Excerpt from a dataset

------------

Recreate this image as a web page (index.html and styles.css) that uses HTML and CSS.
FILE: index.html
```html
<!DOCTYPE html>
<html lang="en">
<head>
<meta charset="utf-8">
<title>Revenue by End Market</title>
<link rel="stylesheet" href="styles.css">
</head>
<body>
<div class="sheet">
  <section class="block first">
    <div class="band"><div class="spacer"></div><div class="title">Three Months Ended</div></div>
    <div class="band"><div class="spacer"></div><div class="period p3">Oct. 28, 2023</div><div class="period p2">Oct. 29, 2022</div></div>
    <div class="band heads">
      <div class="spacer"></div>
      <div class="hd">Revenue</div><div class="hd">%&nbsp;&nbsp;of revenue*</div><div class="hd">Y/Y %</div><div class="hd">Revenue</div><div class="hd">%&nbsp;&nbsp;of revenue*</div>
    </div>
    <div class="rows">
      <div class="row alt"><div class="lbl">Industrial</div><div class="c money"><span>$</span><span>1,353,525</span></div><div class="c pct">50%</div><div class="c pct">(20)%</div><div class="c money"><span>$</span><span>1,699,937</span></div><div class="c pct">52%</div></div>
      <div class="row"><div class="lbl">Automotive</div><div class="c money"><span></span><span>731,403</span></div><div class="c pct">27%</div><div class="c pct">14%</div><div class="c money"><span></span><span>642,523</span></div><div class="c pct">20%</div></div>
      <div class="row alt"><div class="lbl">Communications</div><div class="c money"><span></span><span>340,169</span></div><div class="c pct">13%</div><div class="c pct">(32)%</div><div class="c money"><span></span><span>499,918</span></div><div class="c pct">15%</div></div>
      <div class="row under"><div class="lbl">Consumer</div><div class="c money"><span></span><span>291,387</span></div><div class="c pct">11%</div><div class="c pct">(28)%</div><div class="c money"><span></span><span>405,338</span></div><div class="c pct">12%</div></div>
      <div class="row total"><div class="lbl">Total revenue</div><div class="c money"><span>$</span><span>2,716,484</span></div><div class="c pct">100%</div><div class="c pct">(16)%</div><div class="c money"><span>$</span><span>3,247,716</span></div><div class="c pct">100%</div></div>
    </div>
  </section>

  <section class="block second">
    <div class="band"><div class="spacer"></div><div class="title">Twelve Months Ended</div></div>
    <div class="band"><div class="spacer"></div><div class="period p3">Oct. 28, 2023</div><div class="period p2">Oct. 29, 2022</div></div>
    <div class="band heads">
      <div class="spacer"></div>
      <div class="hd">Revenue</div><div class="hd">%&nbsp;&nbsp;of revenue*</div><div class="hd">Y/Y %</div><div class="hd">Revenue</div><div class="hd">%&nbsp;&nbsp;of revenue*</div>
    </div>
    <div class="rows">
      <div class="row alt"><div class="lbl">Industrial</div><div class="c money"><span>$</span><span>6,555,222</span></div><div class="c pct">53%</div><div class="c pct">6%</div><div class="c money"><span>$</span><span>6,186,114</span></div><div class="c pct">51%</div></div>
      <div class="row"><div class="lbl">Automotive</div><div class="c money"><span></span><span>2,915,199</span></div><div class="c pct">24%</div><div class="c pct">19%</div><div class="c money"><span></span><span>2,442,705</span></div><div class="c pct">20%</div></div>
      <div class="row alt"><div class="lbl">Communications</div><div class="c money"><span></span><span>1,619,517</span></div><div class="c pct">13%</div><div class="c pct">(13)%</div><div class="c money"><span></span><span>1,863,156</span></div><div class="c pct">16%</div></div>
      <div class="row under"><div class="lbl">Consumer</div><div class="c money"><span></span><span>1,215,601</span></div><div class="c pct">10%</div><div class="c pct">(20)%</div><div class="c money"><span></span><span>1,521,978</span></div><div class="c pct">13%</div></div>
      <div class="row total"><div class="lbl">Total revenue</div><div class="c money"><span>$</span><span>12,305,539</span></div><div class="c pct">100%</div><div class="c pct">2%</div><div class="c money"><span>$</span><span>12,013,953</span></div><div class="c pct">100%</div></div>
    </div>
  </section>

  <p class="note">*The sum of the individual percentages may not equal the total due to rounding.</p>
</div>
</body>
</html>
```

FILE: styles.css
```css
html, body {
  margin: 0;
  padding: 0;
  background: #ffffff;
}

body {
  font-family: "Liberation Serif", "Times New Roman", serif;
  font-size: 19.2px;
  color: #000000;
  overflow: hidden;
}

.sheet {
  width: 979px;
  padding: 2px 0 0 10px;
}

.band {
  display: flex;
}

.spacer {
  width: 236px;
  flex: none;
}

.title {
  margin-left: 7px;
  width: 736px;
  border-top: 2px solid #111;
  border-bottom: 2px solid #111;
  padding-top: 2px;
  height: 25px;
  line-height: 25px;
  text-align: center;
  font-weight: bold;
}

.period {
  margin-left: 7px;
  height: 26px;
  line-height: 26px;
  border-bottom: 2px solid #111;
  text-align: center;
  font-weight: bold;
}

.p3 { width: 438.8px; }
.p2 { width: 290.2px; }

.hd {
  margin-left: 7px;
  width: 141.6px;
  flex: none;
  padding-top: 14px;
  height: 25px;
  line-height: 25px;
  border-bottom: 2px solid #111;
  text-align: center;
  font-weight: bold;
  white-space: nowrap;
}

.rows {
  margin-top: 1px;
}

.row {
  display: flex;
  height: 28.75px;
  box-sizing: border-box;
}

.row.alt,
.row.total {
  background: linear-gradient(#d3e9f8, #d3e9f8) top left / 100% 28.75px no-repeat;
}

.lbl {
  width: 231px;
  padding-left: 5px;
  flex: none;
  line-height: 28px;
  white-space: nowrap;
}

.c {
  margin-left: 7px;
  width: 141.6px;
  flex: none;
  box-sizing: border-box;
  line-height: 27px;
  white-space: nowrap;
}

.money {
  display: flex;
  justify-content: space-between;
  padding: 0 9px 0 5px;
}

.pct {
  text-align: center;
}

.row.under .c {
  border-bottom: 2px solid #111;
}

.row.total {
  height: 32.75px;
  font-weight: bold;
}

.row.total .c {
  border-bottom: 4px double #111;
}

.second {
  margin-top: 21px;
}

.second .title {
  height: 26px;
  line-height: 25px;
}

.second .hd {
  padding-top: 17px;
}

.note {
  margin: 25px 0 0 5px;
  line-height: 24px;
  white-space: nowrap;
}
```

------------

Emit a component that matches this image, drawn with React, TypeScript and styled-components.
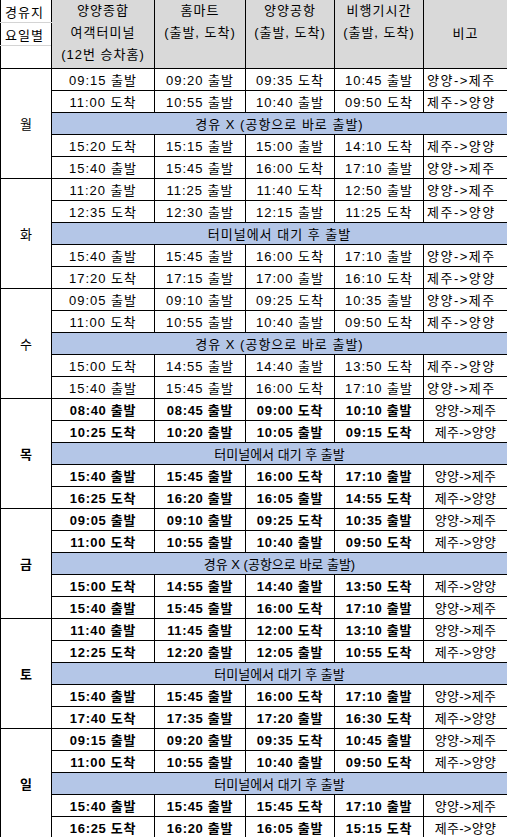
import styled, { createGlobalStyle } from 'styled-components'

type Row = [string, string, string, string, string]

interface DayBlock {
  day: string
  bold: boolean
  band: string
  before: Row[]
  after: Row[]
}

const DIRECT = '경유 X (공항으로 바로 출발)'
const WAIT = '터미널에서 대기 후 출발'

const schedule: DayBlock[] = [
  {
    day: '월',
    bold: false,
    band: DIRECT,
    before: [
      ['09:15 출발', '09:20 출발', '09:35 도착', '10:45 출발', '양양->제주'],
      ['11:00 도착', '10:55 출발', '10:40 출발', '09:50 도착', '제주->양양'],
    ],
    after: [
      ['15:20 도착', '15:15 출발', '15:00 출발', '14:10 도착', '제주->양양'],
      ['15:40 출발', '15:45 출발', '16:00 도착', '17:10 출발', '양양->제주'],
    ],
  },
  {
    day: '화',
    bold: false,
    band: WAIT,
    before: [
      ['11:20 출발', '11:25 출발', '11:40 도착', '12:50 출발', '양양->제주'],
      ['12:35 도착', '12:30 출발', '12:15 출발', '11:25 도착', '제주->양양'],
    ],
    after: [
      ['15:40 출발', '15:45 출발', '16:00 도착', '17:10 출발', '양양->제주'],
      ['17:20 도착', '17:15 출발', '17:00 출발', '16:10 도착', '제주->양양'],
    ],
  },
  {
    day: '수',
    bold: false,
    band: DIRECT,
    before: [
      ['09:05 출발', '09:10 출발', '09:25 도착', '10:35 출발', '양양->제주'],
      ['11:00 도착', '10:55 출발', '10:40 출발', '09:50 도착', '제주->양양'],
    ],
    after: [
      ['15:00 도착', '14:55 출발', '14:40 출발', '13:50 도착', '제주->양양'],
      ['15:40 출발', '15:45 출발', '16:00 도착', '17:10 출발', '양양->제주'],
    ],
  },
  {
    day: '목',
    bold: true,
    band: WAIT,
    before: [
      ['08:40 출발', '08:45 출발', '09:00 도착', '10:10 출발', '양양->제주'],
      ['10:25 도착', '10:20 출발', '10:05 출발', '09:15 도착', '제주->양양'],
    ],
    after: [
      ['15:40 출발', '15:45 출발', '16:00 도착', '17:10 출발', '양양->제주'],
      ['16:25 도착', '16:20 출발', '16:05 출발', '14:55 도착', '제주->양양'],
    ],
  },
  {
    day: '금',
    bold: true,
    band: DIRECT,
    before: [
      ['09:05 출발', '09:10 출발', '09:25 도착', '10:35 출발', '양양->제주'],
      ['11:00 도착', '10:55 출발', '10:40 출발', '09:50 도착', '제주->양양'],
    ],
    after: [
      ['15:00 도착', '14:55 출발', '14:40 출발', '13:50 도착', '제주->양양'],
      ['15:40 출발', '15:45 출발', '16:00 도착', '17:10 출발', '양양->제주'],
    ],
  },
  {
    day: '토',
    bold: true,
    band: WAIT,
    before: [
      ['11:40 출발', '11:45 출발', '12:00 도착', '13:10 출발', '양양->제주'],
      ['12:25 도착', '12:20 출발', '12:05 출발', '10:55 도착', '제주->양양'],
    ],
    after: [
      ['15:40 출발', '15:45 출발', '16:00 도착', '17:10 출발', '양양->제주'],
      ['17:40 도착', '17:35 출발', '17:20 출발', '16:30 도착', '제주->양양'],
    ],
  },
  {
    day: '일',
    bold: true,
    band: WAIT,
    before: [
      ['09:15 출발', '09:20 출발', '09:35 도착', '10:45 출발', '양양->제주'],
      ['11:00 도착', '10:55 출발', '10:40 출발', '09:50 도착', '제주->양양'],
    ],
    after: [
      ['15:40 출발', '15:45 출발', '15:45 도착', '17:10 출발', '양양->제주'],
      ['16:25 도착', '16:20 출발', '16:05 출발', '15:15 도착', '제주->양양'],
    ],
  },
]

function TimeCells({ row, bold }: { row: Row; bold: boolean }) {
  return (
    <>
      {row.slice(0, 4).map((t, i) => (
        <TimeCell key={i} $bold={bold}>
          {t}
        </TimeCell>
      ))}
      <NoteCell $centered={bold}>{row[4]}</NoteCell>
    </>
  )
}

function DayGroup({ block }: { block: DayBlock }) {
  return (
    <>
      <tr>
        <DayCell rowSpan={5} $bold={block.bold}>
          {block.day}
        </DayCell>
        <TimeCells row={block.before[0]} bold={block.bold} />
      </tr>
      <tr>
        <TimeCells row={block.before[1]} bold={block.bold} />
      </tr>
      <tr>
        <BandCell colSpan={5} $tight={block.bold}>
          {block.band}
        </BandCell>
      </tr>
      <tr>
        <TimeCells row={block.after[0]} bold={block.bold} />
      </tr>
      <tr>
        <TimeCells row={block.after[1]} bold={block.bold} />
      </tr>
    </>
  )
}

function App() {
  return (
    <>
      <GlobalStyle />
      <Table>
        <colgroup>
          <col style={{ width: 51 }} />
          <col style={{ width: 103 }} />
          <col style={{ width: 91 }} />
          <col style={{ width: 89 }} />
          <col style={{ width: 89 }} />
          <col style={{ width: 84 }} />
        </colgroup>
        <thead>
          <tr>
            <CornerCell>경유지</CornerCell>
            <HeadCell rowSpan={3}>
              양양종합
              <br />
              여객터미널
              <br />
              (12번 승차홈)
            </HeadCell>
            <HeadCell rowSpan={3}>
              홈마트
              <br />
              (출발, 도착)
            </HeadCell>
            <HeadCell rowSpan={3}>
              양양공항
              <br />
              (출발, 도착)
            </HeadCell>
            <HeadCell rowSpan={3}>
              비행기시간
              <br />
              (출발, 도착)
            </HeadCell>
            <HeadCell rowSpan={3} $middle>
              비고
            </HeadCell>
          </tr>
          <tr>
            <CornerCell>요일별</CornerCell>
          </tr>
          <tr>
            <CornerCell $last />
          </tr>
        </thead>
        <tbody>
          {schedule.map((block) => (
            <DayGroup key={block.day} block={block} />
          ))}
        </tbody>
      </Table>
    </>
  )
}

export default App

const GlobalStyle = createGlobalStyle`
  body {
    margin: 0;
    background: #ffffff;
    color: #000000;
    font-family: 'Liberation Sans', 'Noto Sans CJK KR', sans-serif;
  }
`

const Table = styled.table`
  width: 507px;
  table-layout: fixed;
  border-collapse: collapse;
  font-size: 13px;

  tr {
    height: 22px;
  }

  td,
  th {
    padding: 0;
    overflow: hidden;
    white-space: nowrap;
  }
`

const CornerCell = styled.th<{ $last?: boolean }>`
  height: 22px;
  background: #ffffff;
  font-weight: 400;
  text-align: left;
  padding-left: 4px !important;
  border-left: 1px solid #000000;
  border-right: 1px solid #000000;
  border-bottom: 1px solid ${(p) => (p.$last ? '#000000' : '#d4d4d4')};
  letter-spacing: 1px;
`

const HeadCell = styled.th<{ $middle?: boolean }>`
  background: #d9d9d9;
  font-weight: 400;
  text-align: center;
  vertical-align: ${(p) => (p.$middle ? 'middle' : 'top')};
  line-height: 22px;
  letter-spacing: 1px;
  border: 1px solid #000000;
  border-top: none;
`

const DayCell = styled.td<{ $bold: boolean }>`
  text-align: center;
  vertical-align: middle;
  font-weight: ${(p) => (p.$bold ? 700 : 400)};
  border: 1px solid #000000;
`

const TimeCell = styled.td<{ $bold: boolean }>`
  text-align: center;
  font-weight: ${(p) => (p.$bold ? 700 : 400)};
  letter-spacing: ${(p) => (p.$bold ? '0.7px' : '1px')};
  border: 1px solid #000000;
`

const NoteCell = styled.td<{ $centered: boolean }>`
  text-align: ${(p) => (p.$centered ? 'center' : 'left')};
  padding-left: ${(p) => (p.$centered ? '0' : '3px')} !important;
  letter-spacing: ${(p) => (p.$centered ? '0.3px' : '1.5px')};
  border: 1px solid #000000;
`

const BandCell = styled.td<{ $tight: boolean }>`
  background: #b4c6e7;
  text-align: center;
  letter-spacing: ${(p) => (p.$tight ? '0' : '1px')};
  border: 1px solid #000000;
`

------------

Your task is to retype exactly the lines from the one containing "Emit a component" through the one containing "type Row = [string, string, string, string, string]", leaving every picture out.

Emit a component that matches this image, drawn with React, TypeScript and styled-components.
import styled, { createGlobalStyle } from 'styled-components'

type Row = [string, string, string, string, string]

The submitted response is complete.